The functions of the public sphere were often spelled out in legislation. Basic rights were established; they concerned critical debate, individual freedom and property transactions. Basic rights guaranteed the public and private spheres, the institutions of the public sphere (press and parties) and the foundations of autonomy (family, property). The order that "all power comes from the people" shows the character of the constitutional establishment of the political public sphere as an order of domination. Generally, constitutional states pretended to ensure the subordination of public power to a private sphere free from domination.

The public sphere of civil society depended on the principle of universal access. No group could be excluded; but the public assumed a specific form - the bourgeois reading public of the eighteenth century. Education and property were the two key criteria for entry. Restriction of the franchise did not imply a restriction of the public sphere; it could be seen as the legal ratification of status acquired in the private sphere. Universal accessibility must be determined by the structure of civil society. The public sphere was safeguarded when economic criteria gave everyone an equal chance of admission. Classical political economy laid out these conditions, which were not fulfilled in the nineteenth century.

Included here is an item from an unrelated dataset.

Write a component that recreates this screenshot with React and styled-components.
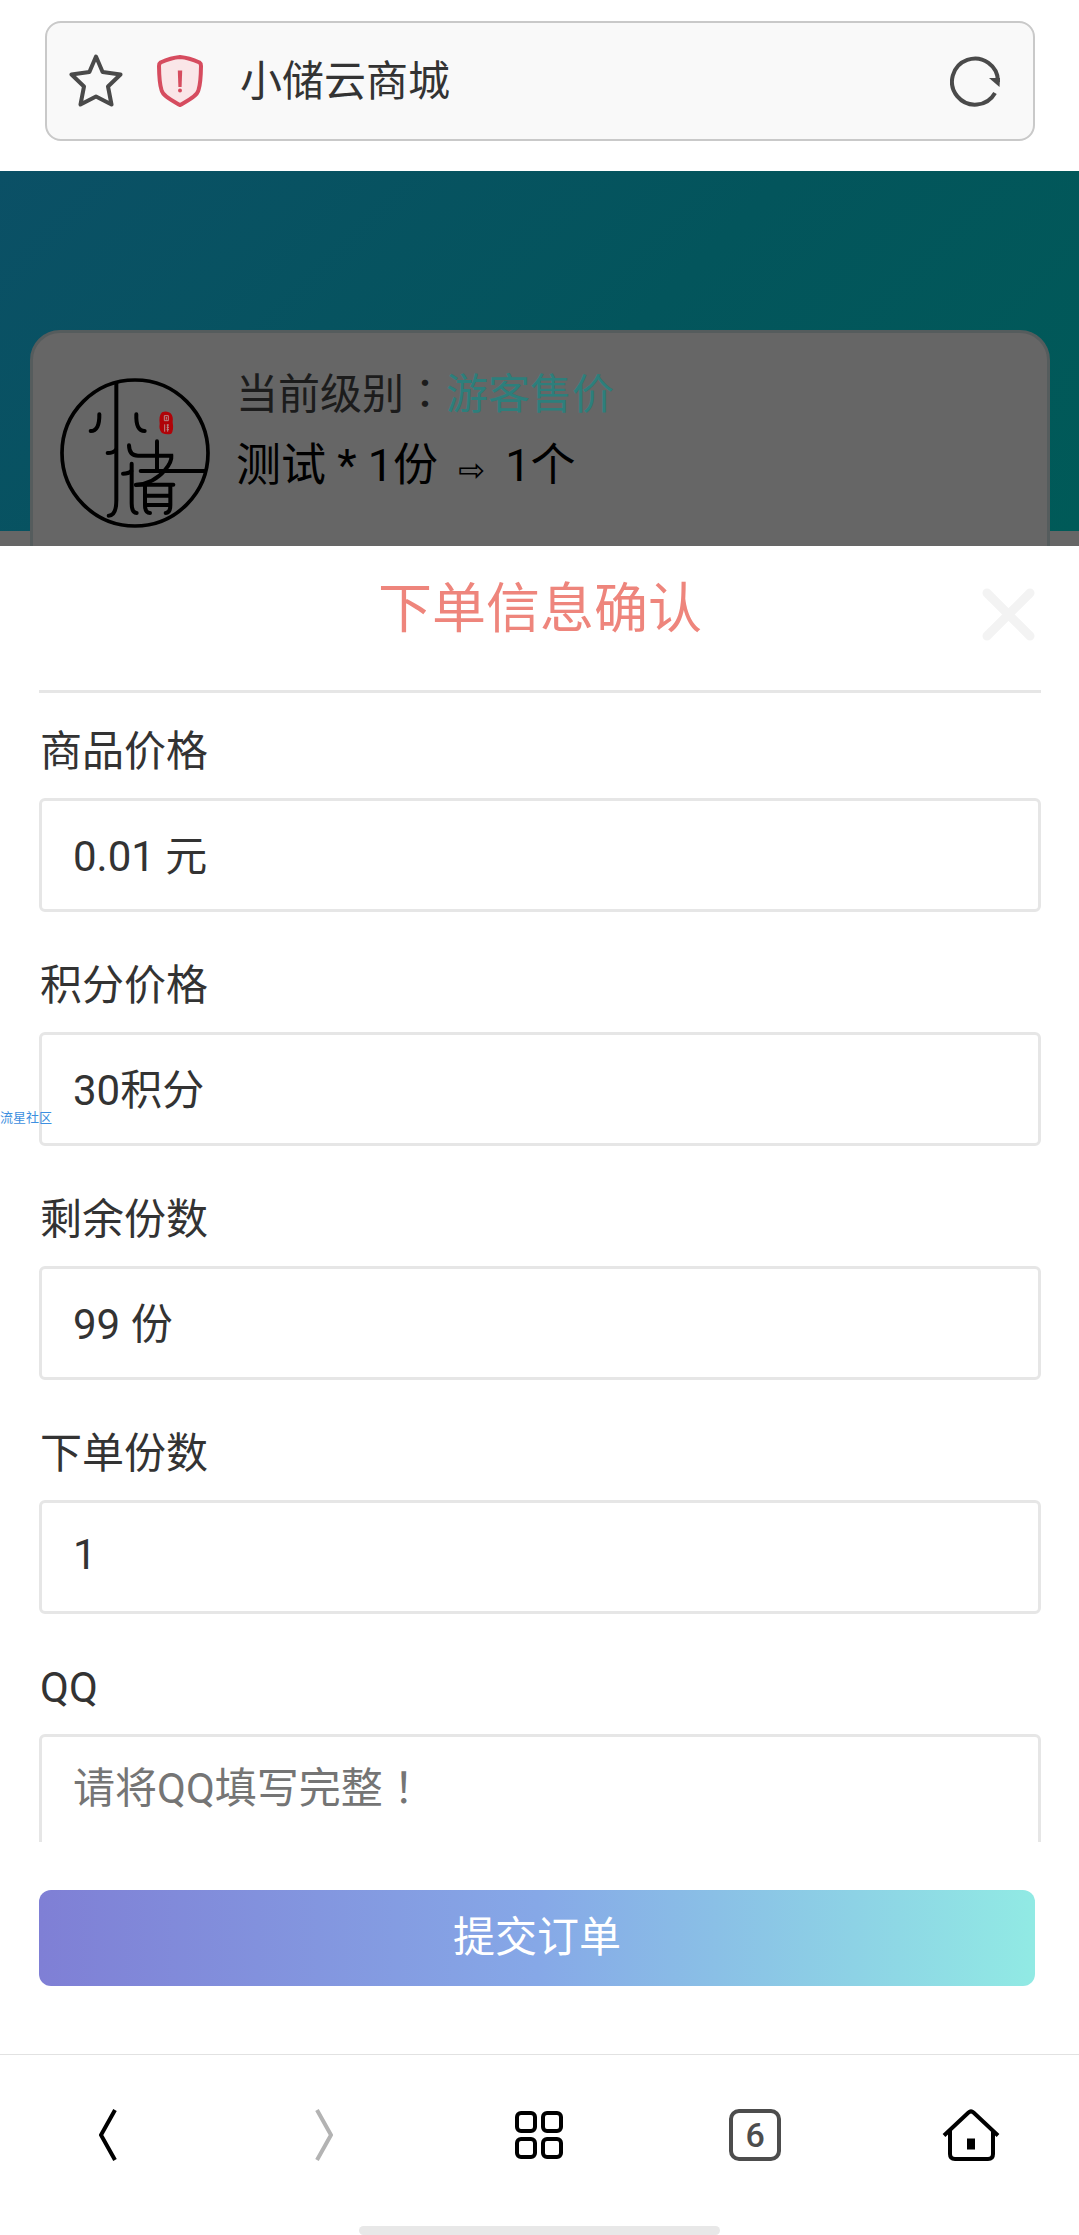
import { useState } from "react";
import styled, { createGlobalStyle, css, ThemeProvider } from "styled-components";

const theme = {
  ink: "#333",
  line: "#e6e6e6",
  salmon: "#ee857c",
  teal: "#2d7f7c",
  shade: "#666",
  font: `Roboto, "Noto Sans CJK SC", sans-serif`,
  // centred full-width punctuation
  fontPunct: `Roboto, "Noto Sans CJK TC", sans-serif`,
};

const fields = [
  { id: "price", label: "商品价格", value: "0.01 元", readOnly: true },
  { id: "points", label: "积分价格", value: "30积分", readOnly: true },
  { id: "stock", label: "剩余份数", value: "99 份", readOnly: true },
  { id: "count", label: "下单份数", value: "1" },
  { id: "qq", label: "QQ", value: "", placeholder: "请将QQ填写完整！" },
];

const StarIcon = () => (
  <svg width="54" height="54" viewBox="0 0 54 54" fill="none">
    <path
      d="M27 2.500 L33.600 18 L51.500 20.500 L39 32.500 L42.500 50.500 L27 42.500 L11.500 50.500 L15 32.500 L2.500 20.500 L20.400 18 Z"
      stroke="#4a4a4a"
      strokeWidth="4"
      strokeLinejoin="round"
    />
  </svg>
);

const ShieldIcon = () => (
  <svg width="46" height="52" viewBox="0 0 46 52">
    <path
      d="M23 2 C29 2.500 37 5 42.500 7.500 Q44 8.500 44 11 Q43.800 28 41.500 35 C40.500 41 30 46 23 50 C16 46 5.500 41 4.500 35 Q2.200 28 2 11 Q2 8.500 3.500 7.500 C9 5 17 2.500 23 2 Z"
      fill="#fae6e8"
      stroke="#d64c5f"
      strokeWidth="4"
      strokeLinejoin="round"
    />
    <path d="M20.800 15.500 H25.200 L24.600 32 H21.400 Z" fill="#d64c5f" />
    <circle cx="23" cy="35.500" r="2" fill="#d64c5f" />
  </svg>
);

const ReloadIcon = () => (
  <svg width="50" height="52" viewBox="0 0 50 52">
    <path
      d="M45 38 A23 23 0 1 1 48 27"
      fill="none"
      stroke="#4a4a4a"
      strokeWidth="4"
    />
    <path d="M39 23 L50 23 L49.500 32 Z" fill="#4a4a4a" />
  </svg>
);

const ShopLogo = () => (
  <svg width="150" height="150" viewBox="30 39 450 450" fill="none">
    <g stroke="#000" strokeWidth="12" strokeLinecap="round">
      <circle cx="255" cy="264" r="219" strokeWidth="11" />
      <path d="M199 55 V405 Q199 452 176 452" />
      <path d="M148 148 Q149 198 122 198" />
      <path d="M259 148 Q257 198 284 198" />
      <path d="M173 264 Q190 264 198 254" />
      <path d="M237 241 Q238 272 264 272 H364 Q366 290 345 315 Q312 355 258 360" />
      <path d="M321 229 V318" />
      <path d="M272 318 H465" />
      <path d="M219 326 Q236 326 244 318" />
      <path d="M245 296 V415 Q245 444 260 444" />
      <path d="M258 359 H370" />
      <path d="M285 362 V420 Q285 444 300 444" />
      <path d="M361 362 V420 Q361 444 347 444" />
      <path d="M288 392 H358 M288 420 H358" />
    </g>
    <path
      d="M336 142 Q350 136 361 144 Q371 154 368 172 Q372 196 364 206 Q350 210 336 204 Q326 194 329 176 Q326 152 336 142 Z"
      fill="#b00308"
    />
    <path
      d="M343 152 H355 V167 H343 Z M349 156 V164 M344 178 V200 M350 180 H357 M350 187 H357 M350 194 H357 M353 178 V200"
      stroke="#b58a8a"
      strokeWidth="3"
    />
  </svg>
);

const CloseIcon = () => (
  <svg width="53" height="53" viewBox="0 0 53 53">
    <path
      d="M5 5 L48 48 M48 5 L5 48"
      stroke="#f3f3f3"
      strokeWidth="9"
      strokeLinecap="round"
    />
  </svg>
);

const ChevronIcon = ({ forward }) => (
  <svg width="18" height="52" viewBox="0 0 18 52" fill="none">
    <path
      d={forward ? "M2 1 L16 26 L2 51" : "M16 1 L2 26 L16 51"}
      stroke={forward ? "#b3b3b3" : "#000"}
      strokeWidth="4"
    />
  </svg>
);

const GridIcon = () => (
  <svg width="48" height="48" viewBox="0 0 48 48" fill="none">
    <g stroke="#000" strokeWidth="4">
      <rect x="2" y="2" width="18" height="18" rx="4" />
      <rect x="28" y="2" width="18" height="18" rx="4" />
      <rect x="2" y="28" width="18" height="18" rx="4" />
      <rect x="28" y="28" width="18" height="18" rx="4" />
    </g>
  </svg>
);

const HomeIcon = () => (
  <svg width="58" height="52" viewBox="0 0 58 52" fill="none">
    <g stroke="#000" strokeWidth="4">
      <path d="M2 26.500 L26.500 3.500 Q29 1.300 31.500 3.500 L56 26.500" />
      <path d="M8 21 V45 Q8 50 13 50 H46 Q51 50 51 45 V21" />
    </g>
    <rect x="25" y="29.500" width="8" height="11" fill="#000" />
  </svg>
);

const Field = ({ id, label, value, placeholder, readOnly }) => {
  const [text, setText] = useState(value);
  return (
    <FieldRow>
      <label htmlFor={id}>{label}</label>
      <FieldInput
        id={id}
        type="text"
        value={text}
        placeholder={placeholder}
        readOnly={readOnly}
        onChange={(e) => setText(e.target.value)}
      />
    </FieldRow>
  );
};

const App = () => (
  <ThemeProvider theme={theme}>
    <GlobalStyle />
    <Screen>
      <TopBar>
        <AddressBar>
          <IconButton aria-label="收藏">
            <StarIcon />
          </IconButton>
          <IconButton aria-label="安全提示">
            <ShieldIcon />
          </IconButton>
          <div className="site">小储云商城</div>
          <IconButton aria-label="刷新">
            <ReloadIcon />
          </IconButton>
        </AddressBar>
      </TopBar>

      <Backdrop>
        <ProductCard>
          <ShopLogo />
          <div>
            <Level>
              当前级别<span className="punct">：</span>
              <span className="level">游客售价</span>
            </Level>
            <Product>
              测试 * 1份 <span className="arrow">⇨</span> 1个
            </Product>
          </div>
        </ProductCard>
      </Backdrop>

      <Sheet>
        <SheetHead>
          <h1>下单信息确认</h1>
          <IconButton type="button" className="close" aria-label="关闭">
            <CloseIcon />
          </IconButton>
        </SheetHead>
        <Fields>
          {fields.map((field) => (
            <Field key={field.id} {...field} />
          ))}
        </Fields>
        <SheetFoot>
          <SubmitButton type="submit">提交订单</SubmitButton>
        </SheetFoot>
      </Sheet>

      <BrowserNav>
        <IconButton aria-label="后退">
          <ChevronIcon />
        </IconButton>
        <IconButton aria-label="前进">
          <ChevronIcon forward />
        </IconButton>
        <IconButton aria-label="菜单">
          <GridIcon />
        </IconButton>
        <IconButton aria-label="标签页">
          <TabCount>6</TabCount>
        </IconButton>
        <IconButton aria-label="主页">
          <HomeIcon />
        </IconButton>
      </BrowserNav>
      <HomeIndicator />
      <Watermark>流星社区</Watermark>
    </Screen>
  </ThemeProvider>
);

export default App;

const GlobalStyle = createGlobalStyle`
  * {
    box-sizing: border-box;
  }
  body {
    margin: 0;
    background: white;
  }
  button, input {
    font: inherit;
    color: inherit;
  }
  svg {
    display: block;
  }
`;

const Screen = styled.div`
  ${({ theme }) => css`
    position: relative;
    display: flex;
    flex-direction: column;
    height: 100vh;
    overflow: hidden;
    background: white;
    color: ${theme.ink};
    font-family: ${theme.font};
    font-size: 42px;
    line-height: 60px;
  `}
`;

const IconButton = styled.button`
  display: flex;
  align-items: center;
  justify-content: center;
  padding: 0;
  border: 0;
  background: none;
  cursor: pointer;
`;

const TopBar = styled.header`
  flex: none;
  padding: 21px 44px 30px 45px;
`;

const AddressBar = styled.div`
  display: flex;
  align-items: center;
  height: 120px;
  padding: 0 33px 0 22px;
  border: 2px solid #c9c9c9;
  border-radius: 16px;
  background: #f9f9f9;
  gap: 34px;
  .site {
    flex: 1;
    padding: 2px 0 0 3px;
  }
`;

const Backdrop = styled.div`
  ${({ theme }) => css`
    flex: none;
    display: flex;
    height: 375px;
    padding: 159px 29px 0 30px;
    overflow: hidden;
    background: linear-gradient(135deg, #0b5066 0%, #03555c 55%, #005a58 100%)
      0 0 / 100% 360px no-repeat ${theme.shade};
  `}
`;

const ProductCard = styled.section`
  ${({ theme }) => css`
    flex: 1;
    display: flex;
    align-items: flex-start;
    gap: 26px;
    height: 400px;
    padding: 45px 27px;
    border: 3px solid #555c5d;
    border-radius: 30px;
    background: ${theme.shade};
  `}
`;

const Level = styled.div`
  ${({ theme }) => css`
    line-height: 34px;
    color: #1c1c1c;
    .punct {
      font-family: ${theme.fontPunct};
    }
    .level {
      color: ${theme.teal};
    }
  `}
`;

const Product = styled.div`
  padding-top: 24px;
  color: #000;
  font-size: 45px;
  .arrow {
    margin: 0 9px;
    font-family: "DejaVu Sans", sans-serif;
    font-size: 32px;
  }
`;

const Sheet = styled.form`
  flex: 1;
  display: flex;
  flex-direction: column;
  min-height: 0;
`;

const SheetHead = styled.div`
  ${({ theme }) => css`
    flex: none;
    display: grid;
    grid-template-columns: 1fr auto 1fr;
    align-items: start;
    height: 147px;
    margin: 0 38px 0 39px;
    border-bottom: 3px solid ${theme.line};
    h1 {
      grid-column: 2;
      margin: 0;
      color: ${theme.salmon};
      font-size: 54px;
      font-weight: 400;
      line-height: 128px;
    }
    .close {
      justify-self: end;
      padding: 42px 6px 0;
    }
  `}
`;

const Fields = styled.div`
  flex: 1;
  display: flex;
  flex-direction: column;
  gap: 42px;
  min-height: 0;
  padding: 27px 38px 0 39px;
  overflow-y: auto;
  scrollbar-width: none;
`;

const FieldRow = styled.div`
  flex: none;
  display: flex;
  flex-direction: column;
  gap: 14px;
  label {
    padding-left: 1px;
    line-height: 64px;
  }
`;

const FieldInput = styled.input`
  ${({ theme }) => css`
    width: 100%;
    height: 114px;
    padding: 0 31px 5px;
    border: 3px solid ${theme.line};
    border-radius: 6px;
    outline: none;
    background: white;
    &::placeholder {
      color: #757575;
      font-family: ${theme.fontPunct};
      opacity: 1;
    }
  `}
`;

const SheetFoot = styled.div`
  flex: none;
  padding: 48px 44px 68px 39px;
`;

const SubmitButton = styled.button`
  display: block;
  width: 100%;
  height: 96px;
  padding: 0;
  border: 0;
  border-radius: 12px;
  background: linear-gradient(to right, #7f7fd5, #86a8e7, #91eae4);
  color: white;
  cursor: pointer;
`;

const BrowserNav = styled.nav`
  flex: none;
  display: grid;
  grid-template-columns: repeat(5, 1fr);
  height: 161px;
  border-top: 1px solid #e2e2e2;
`;

const TabCount = styled.span`
  width: 52px;
  height: 52px;
  border: 4px solid #4d4d4d;
  border-radius: 10px;
  color: #4d4d4d;
  font-size: 34px;
  font-weight: 500;
  line-height: 44px;
`;

const HomeIndicator = styled.div`
  flex: none;
  align-self: center;
  width: 33.4%;
  height: 9px;
  margin-top: 11px;
  border-radius: 5px;
  background: #e8e8e8;
`;

/* floats over whatever is on screen, half way down the left edge */
const Watermark = styled.div`
  position: absolute;
  top: 50%;
  left: 0;
  transform: translateY(-50%);
  color: #3d8fe0;
  font-size: 13px;
  line-height: 16px;
`;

No break between man and citizen existed for the private person as long as man was the owner of property that he protected as a citizen. Class interest was the basis of public opinion, but public opinion was still close to general opinion. If it had not been, it would have become power. The dominant class developed political institutions that embodied their own abolition. The public believed itself to have an ideology. Ideology perhaps only exists from this period on. The origin of ideology was the identification of the property owner with a human being as such, and the identification of the political public sphere with the literary public sphere. The developed public sphere of civil society was bound up with complicated social preconditions. But they changed, and the contradiction of a public sphere institutionalized in a constitutional state applied. A political order was founded in order to make domination superfluous.


Habermas analyzes the structures and operation of the political public sphere. The first part of this section, however, takes a historical approach. Habermas attempts to explain the unusual nature of English politics in the eighteenth century. Once again, he argues on the basis of socio-economic developments.

Certain political and structural changes occurred in England after the Glorious Revolution of 1688 that particularly favored critical public debate: the end of censorship, and economic and political changes favoring capital and parliament. It is important to remember that opinion differs amongst historians about when exactly the first "cabinet government" was, and that censorship was not entirely abolished in the eighteenth century. Indeed, it had in fact been completely abolished forty years before, during the Interregnum, only to be reinstated at the restoration of Charles II. Even if Habermas is not exact about these historical details, his general argument still holds.

The development of the press is part of the process Habermas describes. The press in eighteenth century England acted as a channel for public opinion, but also as a way of forming opinion. Habermas believes that the English press institutionalized a tradition of critical public debate. Public opinion and its influence on politics grew steadily in England, far outstripping developments in Europe. The relationship between Parliament and public opinion was complex, because parliamentary parties in the nineteenth century actively began to appeal to the public, just as it became more powerful and important.